Critiques sur la gouvernance : Certains eurodéputés, comme Sophie in ’t Veld, ont accusé la Commission sous von der Leyen de devenir moins transparente et moins responsable devant le Parlement européen, nuisant à la démocratie européenne.

Résumé des accusations En Allemagne (ministre de la Défense) : Favoritisme dans l’attribution de contrats de conseil.

Contournement des procédures d’appels d’offres.

Destruction de preuves (effacement de données téléphoniques).

À la Commission européenne (Pfizergate) : Négociations opaques avec Pfizer via SMS non divulgués.

Contournement des procédures de négociation collective avec les États membres.

Soupçons de corruption, conflits d’intérêts et destruction de documents.

Gaspillage de fonds publics (doses inutilisées).

Statut actuel : Enquêtes en cours par l’EPPO et un tribunal belge.

Actions judiciaires devant la CJUE (New York Times, eurodéputés verts).

Plaintes pénales et politiques persistantes, sans condamnation à ce jour.

Conclusion

Ursula von der Leyen a été confrontée à des soupçons récurrents de corruption et de manque de transparence, d’abord en Allemagne, puis dans le cadre des contrats de vaccins COVID-19 avec Pfizer.
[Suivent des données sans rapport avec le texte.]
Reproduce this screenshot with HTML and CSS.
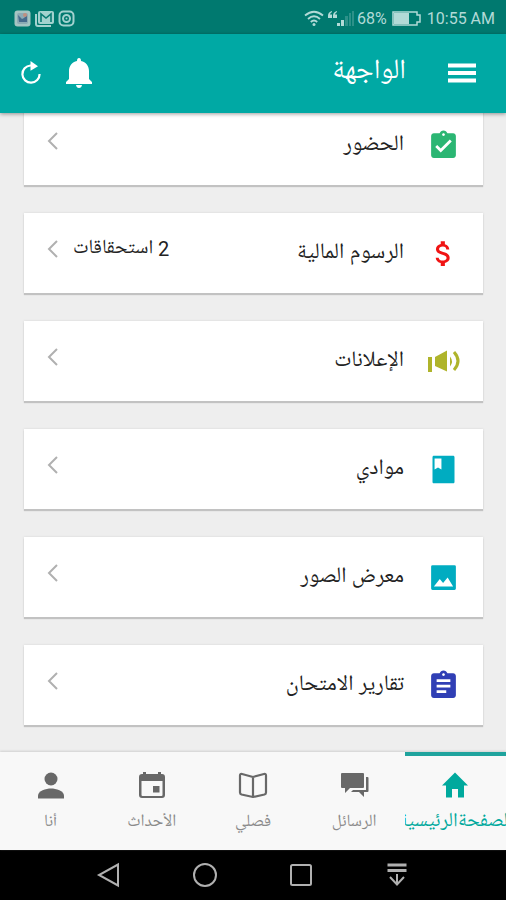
FILE: index.html
```html
<!DOCTYPE html>
<html lang="ar" dir="rtl">
<head>
<meta charset="utf-8">
<meta name="viewport" content="width=device-width, initial-scale=1">
<title>الواجهة</title>
<link rel="stylesheet" href="styles.css">
</head>
<body>
<div class="status" dir="ltr">
  <div class="status-group notifications">
    <svg width="17" height="17" viewBox="0 0 17 17"><rect x="0.5" y="0.5" width="16" height="16" rx="3" fill="#a5c5c3"/><rect x="3" y="3" width="11" height="11" rx="2" fill="#8cabb5"/><path d="M4 5l4 4 2-1 3-3v7H5z" fill="#466b8c"/><circle cx="11" cy="5" r="2" fill="#c08f80"/></svg>
    <svg width="19" height="17" viewBox="0 0 19 17"><path d="M1 4v10q0 2 2 2h13" fill="none" stroke="#a2d2cf" stroke-width="2"/><rect x="3" y="1" width="16" height="13" rx="2" fill="#a2d2cf"/><path d="M6 12V4l5 4 5-4v8" fill="none" stroke="#087b73" stroke-width="1.6"/></svg>
    <svg width="17" height="17" viewBox="0 0 17 17" fill="none" stroke="#a2d2cf" stroke-width="2"><rect x="1.5" y="1.5" width="14" height="14" rx="4"/><circle cx="8.500" cy="8.500" r="3.500"/><circle cx="8.500" cy="8.500" r="1" fill="#a2d2cf" stroke="none"/></svg>
  </div>
  <div class="status-group">
    <svg width="20" height="17" viewBox="0 0 20 17" fill="none" stroke="#b2dad7" stroke-width="1.800"><path d="M1 5.500Q10-2 19 5.500M4 9Q10 3.500 16 9M6.800 12Q10 9 13.200 12"/><circle cx="10" cy="14.500" r="1.500" fill="#b2dad7" stroke="none"/></svg>
    <svg class="signal" width="27" height="17" viewBox="0 0 27 17" fill="#b2dad7"><path d="M4 1Q0 2 0 5.500V8h4V4.500H2Q2 3 4 2zM9 1Q5 2 5 5.500V8h4V4.500H7Q7 3 9 2z"/><path d="M9 13h3v3H9zM13 10h3v6h-3z"/><path opacity=".25" d="M17 6h3v10h-3zM21 3h2v13h-2zM24 1h2v15h-2z"/></svg>
    <span>68%</span>
    <svg class="battery" width="30" height="15" viewBox="0 0 30 15"><path d="M1 1h24v3h3v7h-3v3H1z" fill="none" stroke="#b2dad7" stroke-width="1.500"/><path d="M2 2h15v11H2z" fill="#b2dad7"/></svg>
    <span>10:55 AM</span>
  </div>
</div>

<header class="appbar">
  <button class="icon-button" aria-label="القائمة"><svg width="28" height="20" viewBox="0 0 28 20" stroke="#fff" stroke-width="4"><path d="M0 2.500h28M0 10h28M0 17.500h28"/></svg></button>
  <h1>الواجهة</h1>
  <button class="icon-button" aria-label="التنبيهات"><svg width="26" height="32" viewBox="0 0 26 32" fill="#fff"><path d="M13 1q2 0 2 3c5 1 8 5 8 10v8l3 3v2H0v-2l3-3v-8C3 9 6 5 11 4q0-3 2-3zM10 28h6q-.5 3-3 3t-3-3z"/></svg></button>
  <button class="icon-button" aria-label="تحديث"><svg width="22" height="24" viewBox="0 0 22 24"><path d="M12.500 4.500H10.500A8.600 8.600 0 1 0 19.600 13" fill="none" stroke="#fff" stroke-width="2.200"/><path d="M10.500 0l7.500 5.200-7.500 4.500z" fill="#fff"/></svg></button>
</header>

<main>
  <nav class="cards" aria-label="الأقسام">
    <a class="card" href="#attendance">
      <svg class="card-icon" viewBox="0 0 24 24"><path fill="#2bb673" d="M19 3h-4.180C14.400 1.840 13.300 1 12 1s-2.400.84-2.820 2H5c-1.100 0-2 .9-2 2v14c0 1.100.9 2 2 2h14c1.100 0 2-.9 2-2V5c0-1.100-.9-2-2-2zm-7 0c.55 0 1 .45 1 1s-.45 1-1 1-1-.45-1-1 .45-1 1-1zm-2 14l-4-4 1.410-1.410L10 14.170l6.590-6.590L18 9l-8 8z"/></svg>
      <span class="title">الحضور</span>
      <span class="more"><svg class="chevron" viewBox="0 0 12 18"><path d="M10 1L2 9l8 8"/></svg></span>
    </a>
    <a class="card" href="#fees">
      <svg class="card-icon" viewBox="0 0 24 24"><path fill="#f01414" d="M11.800 10.900c-2.270-.59-3-1.200-3-2.150 0-1.090 1.010-1.850 2.700-1.850 1.780 0 2.440.85 2.500 2.100h2.210c-.07-1.720-1.120-3.300-3.210-3.810V3h-3v2.160c-1.940.42-3.500 1.680-3.500 3.610 0 2.310 1.910 3.460 4.700 4.130 2.500.6 3 1.480 3 2.410 0 .69-.49 1.790-2.700 1.790-2.060 0-2.870-.92-2.980-2.100h-2.200c.12 2.190 1.760 3.420 3.680 3.830V21h3v-2.150c1.950-.37 3.500-1.500 3.500-3.550 0-2.840-2.430-3.810-4.700-4.400z"/></svg>
      <span class="title">الرسوم المالية</span>
      <span class="more"><span class="note">2 استحقاقات</span><svg class="chevron" viewBox="0 0 12 18"><path d="M10 1L2 9l8 8"/></svg></span>
    </a>
    <a class="card" href="#announcements">
      <svg class="card-icon" viewBox="0 0 33 33" fill="#afb42b"><path d="M1 12h4v15H1zM8 12l12-6.500v21L8 21zM23 11.500q4 5 0 10z"/><path d="M27 7q8 9 0 18" fill="none" stroke="#afb42b" stroke-width="3"/></svg>
      <span class="title">الإعلانات</span>
      <span class="more"><svg class="chevron" viewBox="0 0 12 18"><path d="M10 1L2 9l8 8"/></svg></span>
    </a>
    <a class="card" href="#subjects">
      <svg class="card-icon" viewBox="0 0 24 24"><path fill="#00acc1" d="M19 2H5c-.6 0-1 .4-1 1v18c0 .6.400 1 1 1h14c.6 0 1-.4 1-1V3c0-.6-.4-1-1-1zM5.500 4h5v8L8 10.500 5.500 12z"/></svg>
      <span class="title">موادي</span>
      <span class="more"><svg class="chevron" viewBox="0 0 12 18"><path d="M10 1L2 9l8 8"/></svg></span>
    </a>
    <a class="card" href="#gallery">
      <svg class="card-icon" viewBox="0 0 24 24"><path fill="#00acc1" d="M4 3h16q1 0 1 1v16q0 1-1 1H4q-1 0-1-1V4q0-1 1-1zm1 15.500h14L15 12l-3.300 4-2.400-3z"/></svg>
      <span class="title">معرض الصور</span>
      <span class="more"><svg class="chevron" viewBox="0 0 12 18"><path d="M10 1L2 9l8 8"/></svg></span>
    </a>
    <a class="card" href="#reports">
      <svg class="card-icon" viewBox="0 0 24 24"><path fill="#303fb5" d="M19 3h-4.180C14.400 1.840 13.300 1 12 1s-2.400.84-2.820 2H5c-1.100 0-2 .9-2 2v14c0 1.100.9 2 2 2h14c1.100 0 2-.9 2-2V5c0-1.100-.9-2-2-2zm-7 0c.55 0 1 .45 1 1s-.45 1-1 1-1-.45-1-1 .45-1 1-1zm2 14.500H7v-2h7v2zm3-4H7v-2h10v2zm0-4H7v-2h10v2z"/></svg>
      <span class="title">تقارير الامتحان</span>
      <span class="more"><svg class="chevron" viewBox="0 0 12 18"><path d="M10 1L2 9l8 8"/></svg></span>
    </a>
  </nav>
</main>

<nav class="tabs" aria-label="التنقل">
  <a class="tab active" href="#home"><svg viewBox="0 0 34 34"><path fill="#00a99d" d="M17 4.500L4 17.500h4V29.500h6V21h6v8.500h6V17.500h4z"/></svg><span>الصفحةالرئيسية</span></a>
  <a class="tab" href="#messages"><svg viewBox="0 0 34 34" fill="#686868"><path d="M4 6q0-1 1-1h21q1 0 1 1v13q0 1-1 1H13l-5 5v-5H5q-1 0-1-1z"/><path d="M29 9h1.500q1 0 1 1v13q0 1-1 1H27v5l-5-5h-8l2-2h13z"/></svg><span>الرسائل</span></a>
  <a class="tab" href="#class"><svg viewBox="0 0 34 34" fill="none" stroke="#686868" stroke-width="2.200" stroke-linejoin="round"><path d="M17 9L28 6q2-.5 2 1.500v17q0 1.500-1.500 2L17 29 5.500 26.500Q4 26 4 24.500v-17Q4 5.500 6 6zM17 9V29"/></svg><span>فصلي</span></a>
  <a class="tab" href="#events"><svg viewBox="0 0 34 34" fill="#686868"><path fill-rule="evenodd" d="M8 4h3v2h12V4h3v2h1q3 0 3 3v18q0 3-3 3H7q-3 0-3-3V9q0-3 3-3h1zM6.500 13v14q0 1 1 1h19q1 0 1-1V13z"/><path d="M18 18h6.500v6.500H18z"/></svg><span>الأحداث</span></a>
  <a class="tab" href="#me"><svg viewBox="0 0 34 34" fill="#686868"><circle cx="17" cy="11" r="6.500"/><path d="M4 30.500v-3c0-4.500 8-7 13-7s13 2.500 13 7v3z"/></svg><span>أنا</span></a>
</nav>

<div class="system" dir="ltr">
  <button aria-label="رجوع"><svg viewBox="0 0 26 26"><path d="M22 2.500v21L3 13z"/></svg></button>
  <button aria-label="الشاشة الرئيسية"><svg viewBox="0 0 26 26"><circle cx="13" cy="13" r="11"/></svg></button>
  <button aria-label="التطبيقات الأخيرة"><svg viewBox="0 0 26 26"><rect x="3" y="3" width="20" height="20" rx="1.500"/></svg></button>
  <button aria-label="إخفاء الشريط"><svg viewBox="0 0 26 26"><path stroke-width="3" d="M3.500 3h19M3.500 8.500h19"/><path d="M13 12v10M6 15l7 7.500 7-7.500"/></svg></button>
</div>
</body>
</html>
```
FILE: styles.css
```css
* {
  box-sizing: border-box;
}

body {
  margin: 0;
  height: 100vh;
  display: flex;
  flex-direction: column;
  overflow: hidden;
  background: #eeeeee;
  color: #222;
  font-family: Roboto, "Noto Naskh Arabic UI", "Noto Naskh Arabic", "Noto Sans Arabic", "DejaVu Sans", sans-serif;
}

svg {
  display: block;
  flex: none;
}

a {
  color: inherit;
  text-decoration: none;
}

button {
  padding: 0;
  border: 0;
  background: none;
}

.status {
  flex: none;
  height: 34px;
  padding: 2px 11px 0 14px;
  display: flex;
  align-items: center;
  justify-content: space-between;
  background: #00796f;
  color: #b2dad7;
  font-size: 16px;
}

.status-group {
  display: flex;
  align-items: center;
  gap: 4px;
}

.signal {
  margin-right: -2px;
}

.battery {
  margin: 0 1px;
}

.appbar {
  flex: none;
  height: 79px;
  padding: 0 30px 2px 20px;
  display: flex;
  align-items: center;
  gap: 24px;
  background: #00a9a4;
  color: #fff;
  box-shadow: 0 1px 4px rgba(0, 0, 0, 0.4);
  z-index: 1;
}

.appbar h1 {
  flex: 1;
  margin: 0 18px;
  font-size: 28px;
  font-weight: 400;
  line-height: 32px;
}

main {
  flex: 1;
  min-height: 0;
  overflow: hidden;
}

.cards {
  margin-top: -8px;
  padding: 0 23px 0 24px;
  display: flex;
  flex-direction: column;
  gap: 28px;
}

.card {
  height: 80px;
  padding: 0 23px;
  display: flex;
  align-items: center;
  gap: 23px;
  background: #fff;
  box-shadow: 0 2px 1px #c2c2c2, 0 0 2px #d4d4d4;
}

.card-icon {
  width: 33px;
  height: 33px;
}

.title {
  flex: 1;
  padding-top: 2px;
  font-size: 22px;
  line-height: 28px;
}

.more {
  display: flex;
  align-items: center;
  gap: 14px;
  padding-bottom: 8px;
}

.note {
  font-size: 20px;
  line-height: 24px;
}

.chevron {
  width: 12px;
  height: 18px;
  fill: none;
  stroke: #b0b0b0;
  stroke-width: 2;
}

.tabs {
  flex: none;
  height: 98px;
  display: flex;
  background: #f8f8f8;
  box-shadow: 0 -1px 2px #d0d0d0;
  z-index: 1;
}

.tab {
  flex: 1 1 0;
  min-width: 0;
  padding-top: 12px;
  display: flex;
  flex-direction: column;
  align-items: center;
  gap: 8px;
  border-top: 4px solid transparent;
  overflow: hidden;
  color: #8a8a8a;
  font-size: 17px;
  line-height: 24px;
  white-space: nowrap;
}

.tab svg {
  width: 34px;
  height: 34px;
}

.active {
  border-color: #1fa39d;
  color: #00a99d;
  font-size: 20px;
}

.system {
  flex: none;
  height: 50px;
  display: flex;
  align-items: center;
  justify-content: center;
  gap: 70px;
  background: #000;
}

.system svg {
  width: 26px;
  height: 26px;
  fill: none;
  stroke: #b0b0b0;
  stroke-width: 2;
}
```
Les accusations reposent principalement sur des irrégularités dans les processus de passation de marchés, l’opacité des communications et la possible destruction de preuves. Bien qu’aucune charge n’ait été retenue à ce stade, les enquêtes en cours et les procédures judiciaires continuent de susciter des débats sur la transparence et la responsabilité des institutions européennes. Les décisions judiciaires attendues en 2025 pourraient avoir des implications significatives pour von der Leyen et pour les normes de transparence dans l’UE.